Here are some of the ‘after’ pictures for a project I’m working on at the library in French Harbour. I will be posting a few stories about this one, but for now—a few blocks.


Oh Baby, I thought someone was trying to break in, upon hearing scratching and scraping noises coming from the kitchen! I creep to the railing and peer over. There is no menacing character at the door, nothing out of place. And then I hear you meowing from in-front of me. How can that be, I’m in the loft.

“Oh-oh, Baby, what have you done?” I ask my cat, clinging to the louvered wood slats, high on the wall. “How the heck did you get up there? Why the heck did you go up there? …How am I going to get you down?”

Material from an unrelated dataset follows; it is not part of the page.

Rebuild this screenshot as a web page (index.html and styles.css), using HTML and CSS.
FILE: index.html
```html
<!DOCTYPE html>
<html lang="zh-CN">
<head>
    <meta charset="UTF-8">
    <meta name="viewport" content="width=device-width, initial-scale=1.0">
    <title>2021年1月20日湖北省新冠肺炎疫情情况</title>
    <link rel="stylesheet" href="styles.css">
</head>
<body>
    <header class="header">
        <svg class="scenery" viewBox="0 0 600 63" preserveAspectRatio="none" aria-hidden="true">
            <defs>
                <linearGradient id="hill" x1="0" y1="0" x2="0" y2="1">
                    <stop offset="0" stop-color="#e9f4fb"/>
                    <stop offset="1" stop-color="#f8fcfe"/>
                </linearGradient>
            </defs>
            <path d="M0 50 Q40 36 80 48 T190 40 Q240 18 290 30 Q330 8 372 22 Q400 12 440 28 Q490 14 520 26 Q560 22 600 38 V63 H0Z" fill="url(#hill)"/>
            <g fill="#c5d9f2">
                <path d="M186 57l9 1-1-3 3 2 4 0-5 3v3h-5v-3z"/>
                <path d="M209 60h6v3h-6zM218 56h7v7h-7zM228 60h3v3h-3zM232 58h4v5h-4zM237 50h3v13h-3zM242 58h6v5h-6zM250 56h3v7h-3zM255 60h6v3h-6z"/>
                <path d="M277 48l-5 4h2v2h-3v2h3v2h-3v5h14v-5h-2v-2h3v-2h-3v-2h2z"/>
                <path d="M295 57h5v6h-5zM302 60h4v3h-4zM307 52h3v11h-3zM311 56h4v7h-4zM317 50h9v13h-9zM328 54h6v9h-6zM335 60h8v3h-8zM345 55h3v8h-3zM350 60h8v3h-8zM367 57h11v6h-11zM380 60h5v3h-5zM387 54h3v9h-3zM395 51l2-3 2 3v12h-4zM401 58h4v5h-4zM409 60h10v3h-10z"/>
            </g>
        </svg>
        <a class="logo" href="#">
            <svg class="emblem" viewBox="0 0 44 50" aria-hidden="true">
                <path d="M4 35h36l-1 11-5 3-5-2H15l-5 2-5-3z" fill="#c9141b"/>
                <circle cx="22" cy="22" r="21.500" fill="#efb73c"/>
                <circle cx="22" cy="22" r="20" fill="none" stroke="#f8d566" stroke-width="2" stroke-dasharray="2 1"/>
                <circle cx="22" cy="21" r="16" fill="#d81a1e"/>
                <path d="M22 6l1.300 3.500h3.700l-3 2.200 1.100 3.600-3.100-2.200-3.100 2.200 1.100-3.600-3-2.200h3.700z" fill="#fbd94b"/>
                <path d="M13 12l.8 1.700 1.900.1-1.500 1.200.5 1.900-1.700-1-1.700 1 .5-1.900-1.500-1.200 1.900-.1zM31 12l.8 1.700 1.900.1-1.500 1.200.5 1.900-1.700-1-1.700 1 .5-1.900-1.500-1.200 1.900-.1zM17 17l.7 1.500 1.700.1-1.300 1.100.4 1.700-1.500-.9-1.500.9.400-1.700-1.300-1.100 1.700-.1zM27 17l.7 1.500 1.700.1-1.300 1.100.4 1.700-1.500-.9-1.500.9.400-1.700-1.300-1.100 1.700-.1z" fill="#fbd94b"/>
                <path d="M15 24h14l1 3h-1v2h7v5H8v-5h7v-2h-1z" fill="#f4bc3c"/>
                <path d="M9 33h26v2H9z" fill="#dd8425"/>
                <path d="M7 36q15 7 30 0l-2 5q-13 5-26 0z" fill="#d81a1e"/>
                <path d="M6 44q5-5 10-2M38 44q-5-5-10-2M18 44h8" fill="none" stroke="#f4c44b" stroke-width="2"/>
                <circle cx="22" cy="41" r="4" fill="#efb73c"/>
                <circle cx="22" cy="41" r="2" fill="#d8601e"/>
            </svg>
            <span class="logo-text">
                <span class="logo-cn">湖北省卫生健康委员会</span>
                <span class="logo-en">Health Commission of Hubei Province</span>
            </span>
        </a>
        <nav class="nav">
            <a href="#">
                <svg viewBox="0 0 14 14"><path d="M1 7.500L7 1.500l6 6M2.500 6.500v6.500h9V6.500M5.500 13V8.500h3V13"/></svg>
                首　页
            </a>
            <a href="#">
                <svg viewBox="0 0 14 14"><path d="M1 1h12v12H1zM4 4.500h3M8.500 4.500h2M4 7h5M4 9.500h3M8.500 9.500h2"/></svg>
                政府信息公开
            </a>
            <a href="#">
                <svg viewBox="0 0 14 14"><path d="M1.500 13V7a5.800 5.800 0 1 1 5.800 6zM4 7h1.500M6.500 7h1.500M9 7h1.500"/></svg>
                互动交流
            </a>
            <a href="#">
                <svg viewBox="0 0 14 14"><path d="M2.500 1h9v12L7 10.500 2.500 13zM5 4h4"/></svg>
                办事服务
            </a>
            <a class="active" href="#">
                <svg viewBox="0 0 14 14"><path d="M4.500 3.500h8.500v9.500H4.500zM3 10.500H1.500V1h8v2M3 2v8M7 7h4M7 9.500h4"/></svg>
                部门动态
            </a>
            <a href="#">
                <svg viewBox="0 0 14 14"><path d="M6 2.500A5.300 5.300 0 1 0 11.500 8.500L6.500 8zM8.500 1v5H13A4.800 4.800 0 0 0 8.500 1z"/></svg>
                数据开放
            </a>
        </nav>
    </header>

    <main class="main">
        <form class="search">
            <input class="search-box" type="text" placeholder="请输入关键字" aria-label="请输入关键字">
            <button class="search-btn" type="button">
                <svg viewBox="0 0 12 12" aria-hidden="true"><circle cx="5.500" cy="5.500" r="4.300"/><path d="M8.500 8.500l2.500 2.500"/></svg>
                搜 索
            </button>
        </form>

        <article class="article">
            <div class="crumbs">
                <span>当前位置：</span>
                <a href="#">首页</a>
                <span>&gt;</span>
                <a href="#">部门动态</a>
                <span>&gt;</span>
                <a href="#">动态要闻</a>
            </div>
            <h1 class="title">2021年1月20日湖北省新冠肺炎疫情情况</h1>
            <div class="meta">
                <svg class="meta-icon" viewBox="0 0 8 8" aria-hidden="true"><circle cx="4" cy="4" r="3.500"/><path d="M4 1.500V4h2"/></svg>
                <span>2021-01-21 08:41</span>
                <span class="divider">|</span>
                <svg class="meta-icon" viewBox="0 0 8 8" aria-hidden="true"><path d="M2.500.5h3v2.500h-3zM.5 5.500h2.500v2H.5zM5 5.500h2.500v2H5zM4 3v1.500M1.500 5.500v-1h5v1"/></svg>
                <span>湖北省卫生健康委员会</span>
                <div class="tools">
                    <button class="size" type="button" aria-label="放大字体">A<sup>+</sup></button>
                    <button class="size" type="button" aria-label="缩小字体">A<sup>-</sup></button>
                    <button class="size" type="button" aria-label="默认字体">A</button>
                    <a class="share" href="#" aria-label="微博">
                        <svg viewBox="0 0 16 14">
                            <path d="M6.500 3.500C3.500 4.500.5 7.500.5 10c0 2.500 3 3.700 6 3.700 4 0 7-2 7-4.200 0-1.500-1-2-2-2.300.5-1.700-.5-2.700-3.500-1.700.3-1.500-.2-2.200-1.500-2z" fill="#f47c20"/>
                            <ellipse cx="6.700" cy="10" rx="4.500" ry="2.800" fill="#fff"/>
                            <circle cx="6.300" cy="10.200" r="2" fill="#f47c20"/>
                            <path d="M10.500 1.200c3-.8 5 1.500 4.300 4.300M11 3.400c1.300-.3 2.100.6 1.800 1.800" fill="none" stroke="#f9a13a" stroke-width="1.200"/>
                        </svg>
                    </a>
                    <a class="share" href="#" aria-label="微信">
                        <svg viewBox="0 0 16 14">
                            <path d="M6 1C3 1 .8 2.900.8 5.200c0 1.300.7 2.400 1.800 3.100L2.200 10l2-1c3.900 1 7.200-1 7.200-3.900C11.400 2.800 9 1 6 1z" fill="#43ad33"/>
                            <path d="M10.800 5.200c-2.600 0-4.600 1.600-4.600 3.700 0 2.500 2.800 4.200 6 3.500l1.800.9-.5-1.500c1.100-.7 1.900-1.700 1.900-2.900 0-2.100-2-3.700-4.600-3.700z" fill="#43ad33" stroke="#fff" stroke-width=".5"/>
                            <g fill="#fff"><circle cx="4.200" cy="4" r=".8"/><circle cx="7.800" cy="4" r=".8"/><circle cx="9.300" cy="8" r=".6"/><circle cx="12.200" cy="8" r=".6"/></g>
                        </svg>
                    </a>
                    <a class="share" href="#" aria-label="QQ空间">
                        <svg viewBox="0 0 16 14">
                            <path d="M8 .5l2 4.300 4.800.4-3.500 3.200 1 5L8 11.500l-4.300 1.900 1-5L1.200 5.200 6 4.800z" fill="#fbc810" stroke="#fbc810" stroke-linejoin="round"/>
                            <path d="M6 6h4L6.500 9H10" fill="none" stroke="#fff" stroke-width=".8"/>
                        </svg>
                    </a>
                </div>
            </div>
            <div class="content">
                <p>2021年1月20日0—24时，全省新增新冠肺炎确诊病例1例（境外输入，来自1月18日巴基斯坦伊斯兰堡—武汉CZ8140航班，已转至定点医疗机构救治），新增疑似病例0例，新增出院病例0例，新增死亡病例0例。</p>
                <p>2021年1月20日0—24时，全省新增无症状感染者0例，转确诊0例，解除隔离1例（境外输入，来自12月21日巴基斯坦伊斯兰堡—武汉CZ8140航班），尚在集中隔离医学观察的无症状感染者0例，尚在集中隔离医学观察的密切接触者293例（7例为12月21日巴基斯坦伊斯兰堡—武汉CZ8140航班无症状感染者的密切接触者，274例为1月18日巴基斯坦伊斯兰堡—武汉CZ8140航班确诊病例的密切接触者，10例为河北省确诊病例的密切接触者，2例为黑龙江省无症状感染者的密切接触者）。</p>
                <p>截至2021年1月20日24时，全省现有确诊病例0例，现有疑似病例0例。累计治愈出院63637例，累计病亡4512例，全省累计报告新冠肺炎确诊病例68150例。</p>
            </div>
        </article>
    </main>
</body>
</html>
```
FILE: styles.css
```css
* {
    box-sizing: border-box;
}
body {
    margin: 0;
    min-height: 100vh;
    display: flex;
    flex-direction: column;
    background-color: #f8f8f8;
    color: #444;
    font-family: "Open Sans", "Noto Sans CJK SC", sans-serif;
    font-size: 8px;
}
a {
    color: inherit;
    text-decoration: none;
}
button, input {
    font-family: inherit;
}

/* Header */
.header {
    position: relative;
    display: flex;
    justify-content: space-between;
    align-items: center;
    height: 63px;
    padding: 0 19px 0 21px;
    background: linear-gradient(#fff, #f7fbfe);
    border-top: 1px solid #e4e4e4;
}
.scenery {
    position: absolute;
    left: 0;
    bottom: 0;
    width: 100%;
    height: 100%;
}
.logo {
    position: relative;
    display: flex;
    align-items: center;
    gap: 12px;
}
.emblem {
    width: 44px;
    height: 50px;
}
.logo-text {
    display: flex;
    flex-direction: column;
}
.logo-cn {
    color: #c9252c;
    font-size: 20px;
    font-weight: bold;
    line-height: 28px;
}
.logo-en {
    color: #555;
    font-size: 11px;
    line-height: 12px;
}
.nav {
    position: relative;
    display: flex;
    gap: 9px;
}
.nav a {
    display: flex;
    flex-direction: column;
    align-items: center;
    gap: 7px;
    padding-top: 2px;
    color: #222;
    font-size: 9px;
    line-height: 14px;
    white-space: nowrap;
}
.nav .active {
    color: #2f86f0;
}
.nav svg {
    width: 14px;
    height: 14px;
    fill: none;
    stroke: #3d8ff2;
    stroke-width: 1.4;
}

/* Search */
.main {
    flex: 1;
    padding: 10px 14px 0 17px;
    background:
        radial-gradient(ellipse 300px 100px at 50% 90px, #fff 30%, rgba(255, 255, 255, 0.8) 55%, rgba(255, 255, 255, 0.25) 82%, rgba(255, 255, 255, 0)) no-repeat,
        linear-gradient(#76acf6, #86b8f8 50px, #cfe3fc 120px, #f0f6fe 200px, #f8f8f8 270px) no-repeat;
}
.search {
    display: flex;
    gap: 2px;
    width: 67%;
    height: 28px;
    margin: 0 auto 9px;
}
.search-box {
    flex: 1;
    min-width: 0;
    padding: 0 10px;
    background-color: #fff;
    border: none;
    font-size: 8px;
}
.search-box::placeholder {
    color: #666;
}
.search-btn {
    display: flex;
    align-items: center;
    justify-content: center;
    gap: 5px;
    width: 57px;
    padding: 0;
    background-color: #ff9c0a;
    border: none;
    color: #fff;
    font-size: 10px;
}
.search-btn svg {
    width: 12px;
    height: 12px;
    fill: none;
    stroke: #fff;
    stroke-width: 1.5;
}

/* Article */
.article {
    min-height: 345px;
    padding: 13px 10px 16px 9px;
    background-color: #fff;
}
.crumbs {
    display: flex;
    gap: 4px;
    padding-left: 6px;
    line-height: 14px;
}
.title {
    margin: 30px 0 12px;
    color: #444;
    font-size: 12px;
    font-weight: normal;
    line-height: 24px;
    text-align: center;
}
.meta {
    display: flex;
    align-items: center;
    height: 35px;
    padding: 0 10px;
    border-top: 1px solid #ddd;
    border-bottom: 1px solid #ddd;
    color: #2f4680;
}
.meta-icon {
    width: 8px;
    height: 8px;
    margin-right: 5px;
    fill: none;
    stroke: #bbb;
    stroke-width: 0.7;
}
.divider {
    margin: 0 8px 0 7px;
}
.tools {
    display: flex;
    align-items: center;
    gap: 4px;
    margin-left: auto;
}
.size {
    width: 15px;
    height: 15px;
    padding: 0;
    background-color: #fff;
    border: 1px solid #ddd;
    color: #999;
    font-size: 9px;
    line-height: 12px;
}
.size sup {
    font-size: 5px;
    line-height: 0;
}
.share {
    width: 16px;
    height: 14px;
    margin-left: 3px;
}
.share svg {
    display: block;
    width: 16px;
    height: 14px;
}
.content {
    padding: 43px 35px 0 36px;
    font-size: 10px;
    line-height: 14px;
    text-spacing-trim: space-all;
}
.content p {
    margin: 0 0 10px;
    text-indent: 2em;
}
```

I did the most logical thing—I went and got my camera!

After satisfying my need to take pictures of my terrified cat trapped high on the wall, I consider my options for getting him down. My choices are few. With no ladder at my disposal, I set a barstool on the bar, and climb on top. Baby is still too high for me to grasp.

“Come on Baby. You can do it!” I try to convince him to meet me half way.

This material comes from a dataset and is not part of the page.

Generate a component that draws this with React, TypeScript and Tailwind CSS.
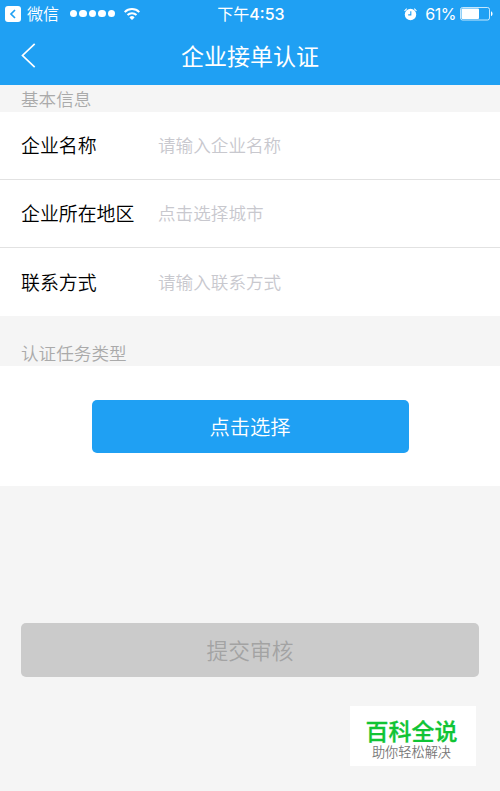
interface FieldRowProps {
  label: string;
  placeholder: string;
}

const fields: FieldRowProps[] = [
  { label: '企业名称', placeholder: '请输入企业名称' },
  { label: '企业所在地区', placeholder: '点击选择城市' },
  { label: '联系方式', placeholder: '请输入联系方式' },
];

function StatusBar() {
  return (
    <div className="grid grid-cols-[1fr_auto_1fr] items-center h-[27px] pl-[5px] pr-[7px]">
      <div className="flex items-center">
        <svg className="w-4 h-4" viewBox="0 0 16 16">
          <rect width="16" height="16" rx="3" fill="#fff" />
          <path d="M10 4 6 8l4 4" fill="none" stroke="#1fa0f3" strokeWidth="1.7" />
        </svg>
        <span className="ml-1.5 w-8 text-[16px] font-[350] leading-none -translate-y-px">微信</span>
        <div className="flex ml-[11px] gap-[2px]">
          {[0, 1, 2, 3, 4].map((dot) => (
            <span key={dot} className="w-[7.4px] h-[7.4px] rounded-full bg-white" />
          ))}
        </div>
        <svg className="ml-[9px] w-4 h-3" viewBox="0 0 16 12" fill="none" stroke="#fff" strokeWidth="2">
          <path d="M.7 4.1a10.3 10.3 0 0 1 14.6 0" />
          <path d="M3.5 7a6.4 6.4 0 0 1 9 0" />
          <path d="M8 12 5.4 9.4a3.7 3.7 0 0 1 5.2 0z" fill="#fff" stroke="none" />
        </svg>
      </div>
      <span className="flex items-center pl-[4px] font-medium leading-none">
        <span className="text-[16px] font-normal -translate-y-px">下午</span>
        <span className="font-['Inter',sans-serif] text-[16px]">4:53</span>
      </span>
      <div className="flex items-center justify-end">
        <svg className="w-[14px] h-[14px]" viewBox="0 0 14 14">
          <circle cx="7.5" cy="7.5" r="5.7" fill="#fff" />
          <path d="M1.5 4 3.7 1.6M13.5 4l-2.2-2.4" stroke="#fff" strokeWidth="1.1" />
          <path d="M7.8 4.3v3.6H5.2" fill="none" stroke="#1fa0f3" strokeWidth="1.1" />
        </svg>
        <span className="ml-2 text-[16px] font-['Inter',sans-serif] leading-none tracking-[-0.5px]">61%</span>
        <svg className="ml-1 w-[33px] h-[14px]" viewBox="0 0 33 14">
          <rect x=".5" y=".5" width="29" height="12.5" rx="2" fill="none" stroke="#fff" strokeOpacity=".75" />
          <rect x="1.5" y="1.5" width="17.5" height="10.5" rx="1" fill="#fff" />
          <path d="M31 4.3c2 .8 2 4.2 0 5z" fill="#fff" />
        </svg>
      </div>
    </div>
  );
}

function FieldRow({ label, placeholder }: FieldRowProps) {
  return (
    <div className="flex items-center h-[68px] px-[21px]">
      <span className="w-[137px] text-[18.9px] font-[350] text-black">{label}</span>
      <span className="text-[17.6px] font-[350] text-[#c8c8ce]">{placeholder}</span>
    </div>
  );
}

export default function App() {
  return (
    <div className="relative flex flex-col w-[500px] h-[791px] overflow-hidden bg-[#f5f5f5] font-['Noto_Sans_CJK_SC',sans-serif] whitespace-nowrap">
      <header className="h-[85px] shrink-0 bg-[#1fa0f3] text-white">
        <StatusBar />
        <div className="grid grid-cols-[60px_1fr_60px] items-center h-14">
          <svg className="ml-[21px] w-[15px] h-[25px]" viewBox="0 0 15 25" fill="none" stroke="#fff" strokeWidth="1.7">
            <path d="M13.7.8 1.5 12.5l12.2 11.7" />
          </svg>
          <h1 className="text-center text-[23px] font-normal leading-none">企业接单认证</h1>
        </div>
      </header>

      <div className="flex items-center h-[27px] px-[21px] text-[17.6px] font-[350] leading-none text-[#aaa]">
        基本信息
      </div>
      <section className="h-[204px] bg-white divide-y divide-[#e2e2e2]">
        {fields.map((field) => (
          <FieldRow key={field.label} {...field} />
        ))}
      </section>

      <div className="flex items-end h-[50px] px-[21px] pb-1 text-[17.6px] font-[350] leading-none text-[#aaa]">
        认证任务类型
      </div>
      <section className="flex justify-center h-[120px] pt-[34px] bg-white">
        <button className="w-[317px] h-[53px] rounded-[5px] bg-[#1fa0f3] text-[20.3px] font-[350] leading-none text-white">
          点击选择
        </button>
      </section>

      <button className="mx-[21px] mt-[137px] h-[54px] shrink-0 rounded-[5px] bg-[#cbcbcb] text-[21.7px] font-[350] leading-none text-[#a3a3a3]">
        提交审核
      </button>

      <div className="absolute left-[350px] top-[706px] flex flex-col items-center w-[126px] h-[60px] pt-[13px] pr-[3px] bg-white">
        <span className="text-[23px] font-medium leading-none text-[#10c434] [-webkit-text-stroke:0.3px_#10c434]">百科全说</span>
        <span className="mt-[3px] text-[13.2px] font-[350] leading-none text-[#777]">助你轻松解决</span>
      </div>
    </div>
  );
}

Baby extends one paw toward me, starts to lose his footing, and pulls back, while pleading with his eyes for me to rescue him. I glance at the beam that Dave had installed for the light fixture hanging above the bar. Will that hold my weight? I press my hand against the beam.

Like that’s going to prove the beam is secure enough to hold my full-body weight. Will Dave come home from his gig to find me crumpled on the floor, crushed under a barstool and beam? Of course, Baby will have found a way down before Dave returns home, leaving no clue as to why the beam had crashed on me. Poor Dave will think the beam had just randomly given way!

Sensing my hesitation, Baby howls a pathetic, “please help me,” in a cat voice, of course. Oh, to heck with it, I’m going up!

I stand on tippy-toes, raising my leg, far more than my hip appreciates, to get one foot on the beam. Hoisting myself up the rest of the way, I too am now clinging to the louvered slats, while balancing my feet on the beam like a gymnast might. I release one hand from the slat to grab him by the scruff. Baby, digs his claws deeper in the soft wood. As I tug, his body stretches like taffy, but he won’t release his grip on the slat.

“Come on Baby, you’ve got to let go,” I plead with him.

Without warning, Baby retracts his claws, and leaps towards me, uses my head as a landing pad to nimbly launch himself to the beam! I’m now the only creature left clinging to the louvered slats on the wall, high above the floor below.

I really can’t help but giggle at the predicament I find myself in, while Baby sits at the other end of the beam preening, completely oblivious to my plight.

I wish I could get a picture of this!

Knowing that my hip is not going to appreciate the trip down, anymore than it liked the trip up, I shift my position, and lower one leg off the beam, reaching with my toe for the barstool below. A few grunts, a couple of groans from my hip, mixed in with some more giggles, and I am on solid ground again.